In Happy-Go-Lucky, David talks about his relationship with Hugh. This chapter highlighted the life lesson of focusing on what you love, and letting go of everything else. As with most long term relationships (I’m married for 18 years), Hugh gets frustrated with David at times. David explains that unless someone else is there to see it, the behavior does not really bother him. David knows that Hugh does a ton of wonderful things for him, and its expected for couples to annoy each other from time to time. When you love someone, you accept the imperfections and embrace them because you love the whole package.

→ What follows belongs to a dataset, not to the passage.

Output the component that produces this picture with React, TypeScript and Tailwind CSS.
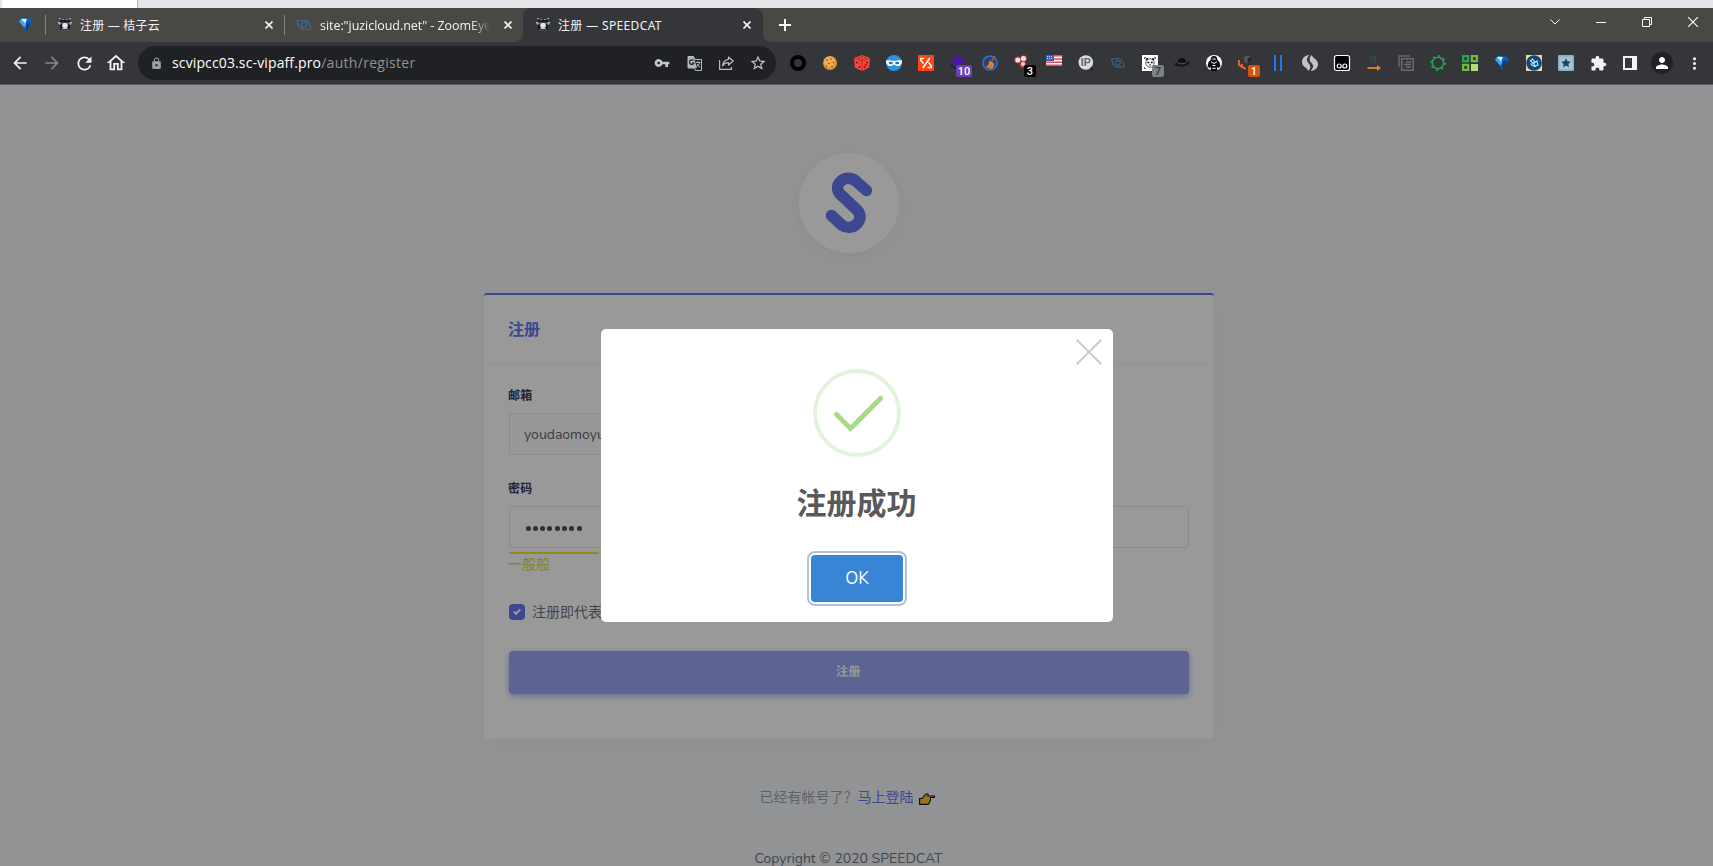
import type { ReactNode } from "react";
import {
  MdArrowBack,
  MdArrowForward,
  MdRefresh,
  MdOutlineHome,
  MdLock,
  MdVpnKey,
  MdStarBorder,
  MdExtension,
  MdPerson,
  MdMoreVert,
} from "react-icons/md";

const Raccoon = () => (
  <svg width="16" height="16" viewBox="0 0 16 16">
    <path d="M3 3h10l.5 4.500-1 5.500h-9l-1-5.500z" fill="#1d1c22" />
    <path d="M2 1h2v1.200H2zM5.500 2h1.500v1H5.500zM9 2h1.500v1H9zM12 1h2v1.200h-2z" fill="#9d98b0" />
    <path d="M.5 5h2.500l1 2-1.500 1zM15.500 5H13l-1 2 1.500 1z" fill="#b5b2bb" />
    <path d="M4 5.500h2.500v1H4zM9.500 5.500H12v1H9.500z" fill="#8a8790" />
    <ellipse cx="8" cy="8.500" rx="2.800" ry="2.800" fill="#e6e6ea" />
    <path d="M6.300 10.500h3.400L11 12H5z" fill="#c9c8ce" />
    <path d="M4 12.500h8v1H4z" fill="#5a5960" />
  </svg>
);

const Gem = () => (
  <svg width="16" height="16" viewBox="0 0 16 16">
    <path d="M1 4.500 3.500 1.500h9L15 4.500 10 10.500 8.500 15h-1L6 10.500z" fill="#0a5cc0" />
    <path d="M1 4.500 3.500 1.500H8V9L6 10.500z" fill="#3aa6f4" />
    <path d="M3.500 2h5.500L7 6.500z" fill="#e6f6ff" />
    <path d="M8.500 8 12.500 4.500 10 10.500 8.500 15z" fill="#063678" />
  </svg>
);

const Orbit = () => (
  <svg width="16" height="16" viewBox="0 0 16 16" fill="none" stroke="#3a6d99" strokeLinecap="round">
    <path d="M1.500 4C4 3 9 2.800 11.500 4.300 13.500 5.500 14 8 15 12M14.500 12C12 13 7 13.200 4.500 11.700 2.500 10.500 2 8 1 4" strokeWidth="1.100" />
    <circle cx="8" cy="8" r="2.700" strokeWidth="1.100" />
  </svg>
);

const Badge = ({ text, tone }: { text: string; tone: string }) => (
  <span
    className={`absolute left-[18px] top-[18px] flex h-3 w-3 items-center justify-center rounded-[2px] font-['Roboto',sans-serif] text-[11px] font-medium leading-none ${tone}`}
  >
    {text}
  </span>
);

const Ext = ({ children, badge }: { children: ReactNode; badge?: ReactNode }) => (
  <div className="relative flex h-8 w-8 shrink-0 items-center justify-center">
    {children}
    {badge}
  </div>
);

const Svg = ({ children }: { children: ReactNode }) => (
  <svg width="16" height="16" viewBox="0 0 16 16" className="overflow-visible">
    {children}
  </svg>
);

function Extensions() {
  return (
    <div className="ml-[6px] flex items-center">
      <Ext>
        <Svg><circle cx="8" cy="8" r="6" fill="none" stroke="#000" strokeWidth="4" /></Svg>
      </Ext>
      <Ext>
        <Svg>
          <circle cx="8" cy="8" r="7" fill="#dc9437" />
          <circle cx="7.500" cy="7" r="5.600" fill="#efae56" />
          <g fill="#7d4514">
            <circle cx="5" cy="5" r=".8" /><circle cx="9" cy="4" r=".7" /><circle cx="11.500" cy="7.500" r=".8" />
            <circle cx="7" cy="8.500" r=".8" /><circle cx="10" cy="11.500" r=".8" /><circle cx="4.500" cy="11" r=".7" />
          </g>
        </Svg>
      </Ext>
      <Ext>
        <Svg>
          <path d="M8 0l8 3-.8 9.500L8 16 .8 12.500 0 3z" fill="#f5483a" />
          <path d="M0 3l8 3L16 3M8 6V16" stroke="#b5261f" strokeWidth=".8" fill="none" />
          <g fill="#6e120e">
            <circle cx="5" cy="2.800" r=".7" /><circle cx="8" cy="1.800" r=".7" /><circle cx="11" cy="2.800" r=".7" /><circle cx="8" cy="4.100" r=".7" />
            <circle cx="3" cy="7.500" r=".9" /><circle cx="5.500" cy="12" r=".9" /><circle cx="10.500" cy="12" r=".9" /><circle cx="13" cy="7.500" r=".9" /><circle cx="11.800" cy="9.800" r=".9" />
          </g>
        </Svg>
      </Ext>
      <Ext>
        <Svg>
          <circle cx="8" cy="8" r="8" fill="#2b93e4" />
          <path d="M0 5.500c3-.6 5 .3 8 .3s5-.9 8-.3c0 4-2 5.500-4.500 5.500-2 0-2.500-1.500-3.500-1.500S6.500 11 4.500 11C2 11 0 9.500 0 5.500z" fill="#fff" />
          <ellipse cx="4.800" cy="8" rx="2" ry="1.200" fill="#2b6ea8" /><ellipse cx="11.200" cy="8" rx="2" ry="1.200" fill="#2b6ea8" />
        </Svg>
      </Ext>
      <Ext>
        <Svg>
          <rect width="16" height="16" rx="1" fill="#ff4713" />
          <path d="M6.200 3.500H2.800v2L5.500 8.500M11.800 3 4.800 13M10.500 7.500l2.700 3v2H9.500" stroke="#fff" strokeWidth="1.500" fill="none" />
        </Svg>
      </Ext>
      <Ext badge={<span className="absolute left-[14px] top-[18px] flex h-3 w-4 items-center justify-center rounded-[2px] bg-[#6b3fb8] font-['Roboto',sans-serif] text-[11px] font-medium leading-none text-white">10</span>}>
        <Svg>
          <path d="M8 0l7.500 6L8 11 .5 6z" fill="#4a16a8" /><path d="M.5 9L8 14l7.500-5v2L8 16 .5 11z" fill="#2c0a6e" />
        </Svg>
      </Ext>
      <Ext>
        <Svg>
          <circle cx="8" cy="8" r="7" fill="#35405a" stroke="#2377d8" strokeWidth="1.600" />
          <path d="M12.300 .5l1.200.8-3 5.200L9 5.700z" fill="#a85a24" />
          <path d="M7.500 5.500l4.500 3c0 3-1 5-3 5.500L3.500 12c2-.8 3.500-3 4-6.500z" fill="#d98a4a" />
          <path d="M7.500 8.500 6 12M9.500 9.500 8 13" stroke="#a5602a" strokeWidth=".8" />
        </Svg>
      </Ext>
      <Ext badge={<Badge text="3" tone="bg-black text-white" />}>
        <Svg>
          <circle cx="3.800" cy="5" r="3.600" fill="#a83238" /><circle cx="9.500" cy="3.500" r="3.600" fill="#a83238" /><circle cx="9" cy="9.500" r="3.600" fill="#a83238" />
          <circle cx="3.800" cy="5" r="2.600" fill="#f2dede" /><circle cx="9.500" cy="3.500" r="2.600" fill="#f2dede" /><circle cx="9" cy="9" r="2.200" fill="#e7c6c6" />
        </Svg>
      </Ext>
      <Ext>
        <Svg>
          <rect width="16" height="11" fill="#f4f4f4" />
          <path d="M0 .8h16M0 4h16M0 7.200h16M0 10.300h16" stroke="#e0504e" strokeWidth="1.400" />
          <rect width="8" height="6" fill="#3b5fb5" />
          <path d="M1 1.500h6M1 3.500h6" stroke="#cbd6f0" strokeDasharray="1 1" />
        </Svg>
      </Ext>
      <Ext>
        <Svg>
          <circle cx="7.800" cy="7.500" r="7.300" fill="#dcdcdc" /><path d="M12.500 12.500l2.500 3" stroke="#222" strokeWidth="1.500" />
          <text x="7.800" y="11.300" textAnchor="middle" fontSize="10.500" fontWeight="700" fontFamily="Liberation Sans, sans-serif" fill="#666">IP</text>
        </Svg>
      </Ext>
      <Ext><Svg><g transform="scale(.9) translate(.8 .8)"><Orbit /></g></Svg></Ext>
      <Ext badge={<Badge text="7" tone="bg-[#7c8085] text-[#3a3b3e]" />}>
        <Svg>
          <rect width="16" height="16" fill="#fff" />
          <path d="M2.500 4V2.500H4M12 2.500h1.500V4M2.500 12v1.500H4" stroke="#333" fill="none" strokeWidth=".8" />
          <circle cx="5" cy="4.200" r="1.300" fill="#222" /><circle cx="11" cy="4.200" r="1.300" fill="#222" />
          <circle cx="8" cy="8" r="4.200" fill="#fff" stroke="#444" strokeWidth=".9" />
          <path d="M5.300 7.500h2M8.700 7.500h2" stroke="#111" strokeWidth="1.700" /><path d="M7 10h2" stroke="#222" />
        </Svg>
      </Ext>
      <Ext>
        <Svg>
          <path d="M4 8c0-3 .8-5 2.500-5L8 3.600 9.500 3C11 3 12 5 12 8z" fill="#101010" />
          <path d="M0 9c1-.8 3-.6 4-1.500h8c1-.3 3-1 4-1.200-.5 3-4 5.200-8 5.200S1 10.800 0 9z" fill="#161616" />
          <path d="M4 8.300c2 .8 6 .8 8-.5" stroke="#555" fill="none" />
        </Svg>
      </Ext>
      <Ext>
        <Svg>
          <circle cx="8" cy="8" r="8" fill="#fff" />
          <path d="M8 1c2.300 0 3.400 1.500 3.400 4l2.100 2 1 4.500-2 1.500-1.500-1 .5 4H4.500l.5-4-1.500 1-2-1.500 1-4.500 2.100-2C4.600 2.500 5.700 1 8 1z" fill="#0c0c0c" />
          <path d="M6.300 4h3.400M5 6.800l3 1.700 3-1.700M6.500 10.500h3M6.300 13.300h3.400" stroke="#fff" fill="none" />
        </Svg>
      </Ext>
      <Ext badge={<Badge text="1" tone="bg-[#d4550f] text-white" />}>
        <Svg>
          <path d="M6 2L9.500.500 13 2v4.500L9.500 8.500 6 6.500z" fill="#585858" /><path d="M9.500 3.500L13 2v4.500L9.500 8.500z" fill="#242424" />
          <path d="M1 5v5l3 2v-3M4 11.500l4 2.500" stroke="#f26322" strokeWidth="1.900" fill="none" />
        </Svg>
      </Ext>
      <Ext>
        <Svg><path d="M5 0v16M11 0v16" stroke="#1f7ae6" strokeWidth="2" /></Svg>
      </Ext>
      <Ext>
        <Svg>
          <path d="M7.500 0C2.500.2 0 3.500 0 7c0 3 2 4.500 4.500 6.500.8.800 1.500 1.500 1.500 2.500C9 14 9 10.500 6.500 8S4.500 3 7.500 0z" fill="#c4c4c4" />
          <path d="M8.500 16c5-.2 7.500-3.500 7.500-7 0-3-2-4.500-4.500-6.500C10.700 1.700 10 1 10 0 7 2 7 5.500 9.500 8s2 5-1 8z" fill="#c4c4c4" />
        </Svg>
      </Ext>
      <Ext>
        <Svg>
          <rect x=".5" y=".5" width="15" height="15" rx="2" fill="#000" stroke="#fff" strokeWidth="1.200" />
          <circle cx="5.200" cy="11" r="2" fill="none" stroke="#fff" strokeWidth="1.200" /><circle cx="10.800" cy="11" r="2" fill="none" stroke="#fff" strokeWidth="1.200" />
        </Svg>
      </Ext>
      <Ext>
        <Svg>
          <path d="M10.500 1H6a2.200 2.200 0 0 0 0 4.500h1V9.500M7 1v8.500M9.500 1v8.500" stroke="#30485a" strokeWidth="1.200" fill="none" />
          <path d="M1.500 13H12" stroke="#e8812a" strokeWidth="1.800" /><path d="M11 10l4 3-4 3z" fill="#e8812a" />
        </Svg>
      </Ext>
      <Ext>
        <Svg>
          <path d="M1 12V1h11" stroke="#666" strokeWidth="1.500" fill="none" /><rect x="3.700" y="3.700" width="11.500" height="11.500" fill="none" stroke="#6c6c6c" strokeWidth="1.500" />
          <path d="M8 7h5M6 9.500h7M8 12h5" stroke="#6c6c6c" strokeWidth="1.300" />
        </Svg>
      </Ext>
      <Ext>
        <Svg>
          <circle cx="8" cy="8" r="5.700" stroke="#25a558" strokeWidth="1.600" fill="none" />
          <circle cx="8" cy="8" r="7.200" stroke="#25a558" strokeWidth="1.600" fill="none" strokeDasharray="1.900 3.755" />
        </Svg>
      </Ext>
      <Ext>
        <Svg>
          <g fill="none" strokeWidth="2.200"><path d="M1.100 1.100h5v5h-5z" stroke="#1ea84c" /><path d="M9.900 1.100h5v5h-5z" stroke="#74b83e" /><path d="M1.100 9.900h5v5h-5z" stroke="#74b83e" /></g>
          <rect x="9" y="9" width="7" height="7" fill="#b4dc7d" />
        </Svg>
      </Ext>
      <Ext><Gem /></Ext>
      <Ext>
        <Svg>
          <rect width="16" height="16" fill="#f3d7a0" /><circle cx="8" cy="8" r="7.800" fill="#0c4a78" />
          <path d="M4.500 6l2-2 2 2.500-1.500 2zM8 8l3-2 1 4-3.500 1zM4.500 8.500C6 10.500 7 11.500 10 11.500" stroke="#cfe6f2" strokeWidth="1.100" fill="none" />
        </Svg>
      </Ext>
      <Ext>
        <Svg>
          <rect width="16" height="16" rx="1" fill="#86aec4" /><rect x="1.500" y="1.500" width="13" height="13" fill="#a4c4d4" />
          <path d="M8 3.300l1.400 3 3.300.4-2.400 2.200.7 3.300L8 10.500l-3 1.700.7-3.300-2.400-2.200 3.300-.4z" fill="#20435c" />
        </Svg>
      </Ext>
      <Ext><MdExtension size={17} color="#f1f3f4" /></Ext>
      <Ext>
        <svg width="14" height="14" viewBox="0 0 14 14"><path d="M0 0h14v14H0zM2 2v10h7V2z" fill="#f1f3f4" fillRule="evenodd" /></svg>
      </Ext>
      <Ext>
        <div className="flex h-[22px] w-[22px] items-center justify-center rounded-full bg-[#202124]"><MdPerson size={18} color="#fff" /></div>
      </Ext>
      <Ext><MdMoreVert size={19} color="#f1f3f4" /></Ext>
    </div>
  );
}

const TabClose = () => (
  <svg width="8" height="8" viewBox="0 0 8 8" stroke="#f0f0f0" strokeWidth="1.700" className="mr-[2px] shrink-0">
    <path d="M.5.500l7 7M7.500.500l-7 7" />
  </svg>
);

function TabStrip() {
  return (
    <div className="flex h-[34px] bg-[#4a4845] font-['Noto_Sans','Noto_Sans_CJK_SC',sans-serif] text-[12px] text-[#f3f3f3]">
      <div className="flex w-[45px] items-center pl-[18px]"><Gem /></div>
      <div className="flex w-[239px] items-center">
        <span className="h-5 w-px bg-[#85837f]" />
        <span className="ml-[11px] flex"><Raccoon /></span>
        <span className="ml-[7px] flex-1 whitespace-nowrap pt-[2px] tracking-[0.2px]">注册 — 桔子云</span>
        <span className="mr-[9px] flex"><TabClose /></span>
      </div>
      <div className="flex w-[239px] items-center">
        <span className="h-5 w-px bg-[#85837f]" />
        <span className="ml-[11px] flex"><Orbit /></span>
        <span className="ml-2 mr-[13px] flex-1 overflow-hidden whitespace-nowrap pt-[2px] font-['Open_Sans','Noto_Sans_CJK_SC',sans-serif] text-[12.500px] tracking-[-0.05px] [mask-image:linear-gradient(to_right,#000_88%,transparent)]">
          site:"juzicloud.net" - ZoomEye
        </span>
        <span className="mr-[9px] flex"><TabClose /></span>
      </div>
      <div className="relative flex w-[240px] items-center rounded-t-lg bg-[#35363a] pl-[12px] pr-[10px]">
        <span className="absolute -left-2 bottom-0 h-2 w-2 bg-[radial-gradient(circle_at_0_0,transparent_7.500px,#35363a_8px)]" />
        <span className="absolute -right-2 bottom-0 h-2 w-2 bg-[radial-gradient(circle_at_100%_0,transparent_7.500px,#35363a_8px)]" />
        <Raccoon />
        <span className="ml-[7px] flex-1 whitespace-nowrap pt-[2px] tracking-[0.35px]">注册 — SPEEDCAT</span>
        <TabClose />
      </div>
      <div className="flex w-[44px] items-center justify-center">
        <svg width="12" height="12" viewBox="0 0 12 12" stroke="#fff" strokeWidth="2"><path d="M6 0v12M0 6h12" /></svg>
      </div>
      <div className="ml-auto flex h-[28px] items-center text-white">
        <span className="flex w-[46px] justify-center"><svg width="10" height="6" viewBox="0 0 10 6" fill="none" stroke="currentColor"><path d="M.5.500 5 5 9.500.5" /></svg></span>
        <span className="flex w-[46px] justify-center"><span className="h-px w-[10px] bg-white" /></span>
        <span className="flex w-[46px] justify-center"><svg width="10" height="10" viewBox="0 0 10 10" fill="none" stroke="currentColor"><path d="M.5 2.500h7v7h-7zM2.500 2.500v-2h7v7h-2" /></svg></span>
        <span className="flex w-[43px] justify-end pr-[15px]"><svg width="10" height="10" viewBox="0 0 10 10" stroke="currentColor" strokeWidth="1.100"><path d="M0 0 10 10M10 0 0 10" /></svg></span>
      </div>
    </div>
  );
}

function Toolbar() {
  return (
    <div className="flex h-[43px] items-center border-b border-[#5c5d60] bg-[#35363a]">
      <div className="flex w-[138px] items-center pl-1 text-[#f1f3f4]">
        <span className="flex w-8 justify-center"><MdArrowBack size={20} /></span>
        <span className="flex w-8 justify-center text-[#85868a]"><MdArrowForward size={20} /></span>
        <span className="flex w-8 justify-center"><MdRefresh size={21} /></span>
        <span className="flex w-8 justify-center"><MdOutlineHome size={22} /></span>
      </div>
      <div className="flex h-[34px] w-[638px] items-center rounded-full bg-[#202124] pl-3 pr-[2px] text-[#c4c7ca]">
        <MdLock size={13} className="text-[#9aa0a6]" />
        <div className="ml-[9px] flex-1 -translate-y-px whitespace-nowrap font-['Open_Sans',sans-serif] text-[14px] tracking-[0.13px] text-[#8f9296]">
          <span className="text-white">scvipcc03.sc-vipaff.pro</span><span className="tracking-[0.3px]">/auth/register</span>
        </div>
        <span className="flex w-8 justify-center"><MdVpnKey size={16} /></span>
        <span className="flex w-8 justify-center">
          <svg width="15" height="15" viewBox="0 0 15 15">
            <path d="M1 .5h5.500l1.500 3h6.500v11H8.500l-1-2.500H1z" fill="none" stroke="#b4b7ba" />
            <path d="M1 0h5.500L10 12H1z" fill="#b4b7ba" />
            <path d="M6.500 4.500A2.300 2.300 0 1 0 7 7H5" stroke="#202124" fill="none" strokeWidth="1.200" />
            <path d="M9 6.500h4.500M11 5v1.500M12.500 6.500c0 2-1.500 3-2.500 4M10 8l3 3.500" stroke="#b4b7ba" fill="none" />
          </svg>
        </span>
        <span className="flex w-8 justify-center">
          <svg width="15" height="14" viewBox="0 0 15 14" fill="none" stroke="#b9bcc0" strokeWidth="1.200">
            <path d="M.6 4v9.400h11.800V11" /><path d="M9.500 1l4.700 4-4.700 4V6.700C7 6.700 5 7.500 3.500 9.800 4 6.500 6 3.700 9.500 3.300z" strokeLinejoin="round" />
          </svg>
        </span>
        <span className="flex w-8 justify-center"><MdStarBorder size={18} /></span>
      </div>
      <Extensions />
    </div>
  );
}

function RegisterPage() {
  return (
    <div className="flex flex-col items-center pr-[15px] pt-[68px] font-['Nunito','Noto_Sans','Noto_Sans_CJK_SC',sans-serif] text-[14px] text-[#6c757d]">
      <div className="flex h-[100px] w-[100px] items-center justify-center rounded-full bg-white shadow-[0_4px_25px_rgba(0,0,0,0.06)]">
        <svg width="100" height="100" viewBox="0 0 100 100" fill="none" stroke="#6777ef" strokeWidth="11.500" strokeLinecap="round" strokeLinejoin="round">
          <path d="M67.500 37.500 57 28.200C47 20 33.500 31 40.500 40.500L58 57C67 66 54 79.500 43 72.200L32.500 62.500" />
        </svg>
      </div>

      <div className="mt-10 h-[446px] w-[730px] rounded-[3px] border-t-2 border-[#6777ef] bg-white shadow-[0_4px_25px_rgba(0,0,0,0.04)]">
        <div className="flex h-[70px] items-center border-b border-[#f6f6fa] px-[24px]">
          <h4 className="text-[16px] font-semibold text-[#6777ef]">注册</h4>
        </div>
        <div className="px-[25px] pt-[22px]">
          <label className="-ml-px flex h-[18px] items-center text-[12px] font-semibold tracking-[0.3px] text-[#34395e]">邮箱</label>
          <div className="mt-2 flex h-[42px] w-[325px] items-center rounded border border-[#e4e6fc] bg-[#fefefe] px-[14px] text-[14px] text-[#5d636a]">
            youdaomoyu
          </div>
          <label className="-ml-px mt-[25px] flex h-[18px] items-center text-[12px] font-semibold tracking-[0.3px] text-[#34395e]">密码</label>
          <div className="mt-2 flex h-[42px] items-center gap-[2.330px] rounded border border-[#e4e6fc] px-[15.500px] pt-[2px]">
            {[0, 1, 2, 3, 4, 5, 6, 7].map((n) => (
              <span key={n} className="h-[5px] w-[5px] rounded-full bg-[#495057]" />
            ))}
          </div>
          <div className="mt-1 h-[2px] w-[90px] bg-[#f0ea2c]" />
          <div className="-ml-px flex h-[21px] items-center text-[#e2dc2e]">一般般</div>
          <div className="mt-[29px] flex h-4 items-center">
            <span className="flex h-4 w-4 items-center justify-center rounded bg-[#6777ef]">
              <svg width="8" height="8" viewBox="0 0 8 8"><path d="M6.564.75l-3.590 3.612-1.538-1.550L0 4.260 2.974 7.250 8 2.193z" fill="#fff" /></svg>
            </span>
            <span className="ml-[7px]">注册即代表</span>
          </div>
          <button className="mt-[31px] flex h-[43px] w-full items-center justify-center rounded bg-[#9ca6f4] pb-px pr-px text-[12px] font-semibold tracking-[0.5px] text-[#fbfbff] shadow-[0_2px_6px_#acb5f6]">
            注册
          </button>
        </div>
      </div>

      <div className="mt-[48px] flex h-5 items-center pr-1 text-[#98a6ad]">
        已经有帐号了？<span className="text-[#6777ef]">马上登陆</span>
        <svg width="16" height="12" viewBox="0 0 16 12" className="ml-[5px] mt-1">
          <path d="M.6 5.500H3L7 1h2v2h6.300v1.500H11.500V7l-1 2.500-1.500 1.900H.6z" fill="#fcc232" stroke="#111" strokeWidth="1.100" />
        </svg>
      </div>
      <div className="mt-[41px] flex h-5 items-center whitespace-nowrap pr-px">Copyright © 2020 SPEEDCAT</div>
    </div>
  );
}

function SuccessDialog() {
  return (
    <div className="absolute inset-0 flex items-start justify-center bg-black/40 pt-[244px]">
      <div className="relative flex h-[293px] w-[512px] flex-col items-center rounded-[5px] bg-white pt-10 font-['Nunito','Noto_Sans','Noto_Sans_CJK_SC',sans-serif]">
        <svg width="26" height="26" viewBox="0 0 26 26" className="absolute right-[11px] top-[10px]" stroke="#cccccc" strokeWidth="2">
          <path d="M.7.700 25.300 25.300M25.300.700.700 25.300" />
        </svg>
        <svg width="88" height="88" viewBox="0 0 88 88" fill="none">
          <circle cx="44" cy="44" r="42" stroke="#e4f4dc" strokeWidth="4" />
          <path d="M23.500 45.500 37.500 59.500 67.500 29.500" stroke="#a5dc86" strokeWidth="5" strokeLinecap="round" />
        </svg>
        <h2 className="mt-[25px] flex h-[45px] items-center text-[30px] font-bold text-[#595959]">注册成功</h2>
        <button className="mt-[28px] flex h-[47px] w-[92px] items-center justify-center rounded-[4px] bg-[#3885d5] pl-px pt-px text-[17px] text-white shadow-[0_0_0_2px_#fff,0_0_0_4px_#adc3d9]">
          OK
        </button>
      </div>
    </div>
  );
}

export default function App() {
  return (
    <div className="flex h-[866px] w-[1713px] flex-col overflow-hidden bg-[#f4f6f9]">
      <div className="flex h-2 shrink-0 bg-[#e3e5e7] pl-[2px]">
        <div className="w-[136px] border-r border-[#b5b7b9] bg-white" />
      </div>
      <header className="shrink-0">
        <TabStrip />
        <Toolbar />
      </header>
      <main className="relative min-h-0 flex-1 overflow-hidden">
        <RegisterPage />
        <SuccessDialog />
      </main>
    </div>
  );
}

Taking responsibility for one’s mistakes and not feeling shame about them is the lesson I gathered from David’s experiences with his sister Tiffany. We all need to remember that we are doing the best we can at the time that we do it. Tiffany had serious mental health issues and died by suicide. Adult mental health is very challenging to navigate. It is truly difficult to know how to intervene or when it is best to step away. We need to accept what we can control, and not punish ourselves for doing what we thought was best at the time. This is likely the toughest life lesson, but also the most important. I have regrets about an experience along these lines. I wonder what would have happened if I reached out and made a connection. I embrace this lesson and utilize this experience as a professional that conducts risk assessments for these very situations. I feel fulfilled knowing that I can take this lesson and use it for the greater good.
Thanks to David Sedaris for sharing his story and his talents with us.